Gold Futures Achieve Record High Amidst Escalating Tensions: The
Driving Forces Unveiled
Gold
futures reached an unprecedented high on Friday, marking a potential milestone
known as the "golden cross," suggesting the likelihood of further
gains in the precious metal. The surge in gold prices was fueled by escalating
tensions in the Middle East, prompting market participants to seek refuge in
the safe-haven asset.
Bas
Kooijman, CEO and asset manager of DHF Capital, explained that the end of the
truce in the Middle East could perpetuate risk aversion and investors'
concerns, driving the upward momentum of gold prices. The heightened
geopolitical uncertainties have contributed to an extended uptrend in gold over
the last two months, as traders factor in evolving expectations regarding
monetary policy.
Traders
have been speculating on the possibility of an end to the interest rate hiking
cycle and potential rate cuts in the first half of the following year. This
anticipation of a shift in monetary policy has bolstered gold's rise over the
medium term.
On
Friday, gold for February delivery settled at $2,089.70 an ounce on Comex,
climbing by $32.50 or 1.6%. This surpassed the previous record-high finish of
$2,069.40 on August 6, 2020, according to Dow Jones Market Data. Intraday
prices also reached a new high of $2,095.70, exceeding the previous record from
August 7, 2020.
The rally
in gold commenced after the release of the October consumer-price index,
indicating that the U.S. cost of living remained unchanged.

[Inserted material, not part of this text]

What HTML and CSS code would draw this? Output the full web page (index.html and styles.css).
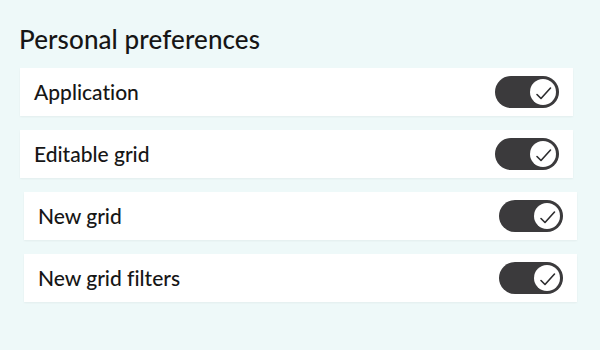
FILE: index.html
```html
<!DOCTYPE html>
<html lang="en">
<head>
<meta charset="utf-8">
<title>Personal preferences</title>
<link rel="stylesheet" href="styles.css">
</head>
<body>
<main class="prefs">
  <h1 class="prefs-title">Personal preferences</h1>
  <div class="prefs-list">
    <div class="pref-card">
      <span class="pref-label">Application</span>
      <span class="toggle"><span class="knob"><svg viewBox="0 0 26 26" width="26" height="26"><path d="M7 15.5 L11 19.5 L20.5 9" fill="none" stroke="#2b2b2d" stroke-width="1.6" stroke-linecap="round" stroke-linejoin="round"/></svg></span></span>
    </div>
    <div class="pref-card">
      <span class="pref-label">Editable grid</span>
      <span class="toggle"><span class="knob"><svg viewBox="0 0 26 26" width="26" height="26"><path d="M7 15.5 L11 19.5 L20.5 9" fill="none" stroke="#2b2b2d" stroke-width="1.6" stroke-linecap="round" stroke-linejoin="round"/></svg></span></span>
    </div>
    <div class="pref-card pref-card--shifted">
      <span class="pref-label">New grid</span>
      <span class="toggle"><span class="knob"><svg viewBox="0 0 26 26" width="26" height="26"><path d="M7 15.5 L11 19.5 L20.5 9" fill="none" stroke="#2b2b2d" stroke-width="1.6" stroke-linecap="round" stroke-linejoin="round"/></svg></span></span>
    </div>
    <div class="pref-card pref-card--shifted">
      <span class="pref-label">New grid filters</span>
      <span class="toggle"><span class="knob"><svg viewBox="0 0 26 26" width="26" height="26"><path d="M7 15.5 L11 19.5 L20.5 9" fill="none" stroke="#2b2b2d" stroke-width="1.6" stroke-linecap="round" stroke-linejoin="round"/></svg></span></span>
    </div>
  </div>
</main>
</body>
</html>
```

FILE: styles.css
```css
html, body {
  margin: 0;
  padding: 0;
}
body {
  background: #eef9f9;
  font-family: "Lato", "Noto Sans", sans-serif;
  font-variant-ligatures: none;
  color: #161616;
  width: 600px;
  height: 350px;
  overflow: hidden;
}
.prefs {
  padding: 24px 27px 0 20px;
}
.prefs-title {
  margin: 0 0 14px -1px;
  font-size: 26px;
  line-height: 30px;
  font-weight: 500;
  letter-spacing: 0.1px;
}
.prefs-list {
  display: flex;
  flex-direction: column;
  gap: 14px;
}
.pref-card {
  height: 48px;
  box-sizing: border-box;
  background: #ffffff;
  box-shadow: 0 1px 2px rgba(0, 0, 0, 0.05);
  display: flex;
  align-items: center;
  justify-content: space-between;
  padding: 0 14px 0 14px;
}
.pref-card--shifted {
  margin-left: 4px;
  margin-right: -4px;
}
.pref-label {
  font-size: 21px;
  font-weight: 500;
  line-height: 25px;
  margin-bottom: 2px;
}
.toggle {
  width: 64px;
  height: 32px;
  border-radius: 16px;
  background: #3b3a3c;
  display: flex;
  align-items: center;
  justify-content: flex-end;
  padding: 0 3px;
  box-sizing: border-box;
}
.knob {
  width: 26px;
  height: 26px;
  border-radius: 50%;
  background: #ffffff;
  display: block;
}
.knob svg {
  display: block;
}
```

Edmund Moy, senior
IRA strategist for U.S. Money Reserve, suggested that the market interpreted
this data as a sign that the Federal Reserve may halt rate hikes and
potentially reduce rates sooner than expected.
Lower Fed
rates translate to lower Treasury yields, leading to a decline in demand for
Treasurys and subsequently a reduced demand for the dollar. This dynamic can
boost the price of dollar-denominated gold.
Brien
Lundin, editor of Gold Newsletter, noted that both the golden cross and the
proximity to an all-time high are acting as magnets for gold prices, implying
further gains in the immediate term. The proximity to a golden cross, where the
short-term moving average surpasses the long-term moving average, is considered
a bullish indicator.
Peter
Spina, president of GoldSeek.com, emphasized that gold prices hitting record
highs in various currencies, coupled with the U.S. dollar's decline, is likely
to attract additional buying momentum. He anticipates significantly higher gold
prices in the months ahead.
Despite
Federal Reserve Chairman Jerome Powell signaling that it's premature to claim
victory over inflation, gold remains supported by interest-rate cut
expectations. Lukman Otunuga, manager of market analysis at FXTM, suggested
that key data, including CPI and jobs data, will influence the Fed's ability to
cut interest rates in March.
However, caution is advised by both Otunuga and Lundin. Otunuga highlighted the potential for a technical throwback in gold due to overbought conditions, while Lundin warned that the all-time high may represent a "quadruple top" unless gold decisively breaks through a new plateau, likely above $2,100 an ounce.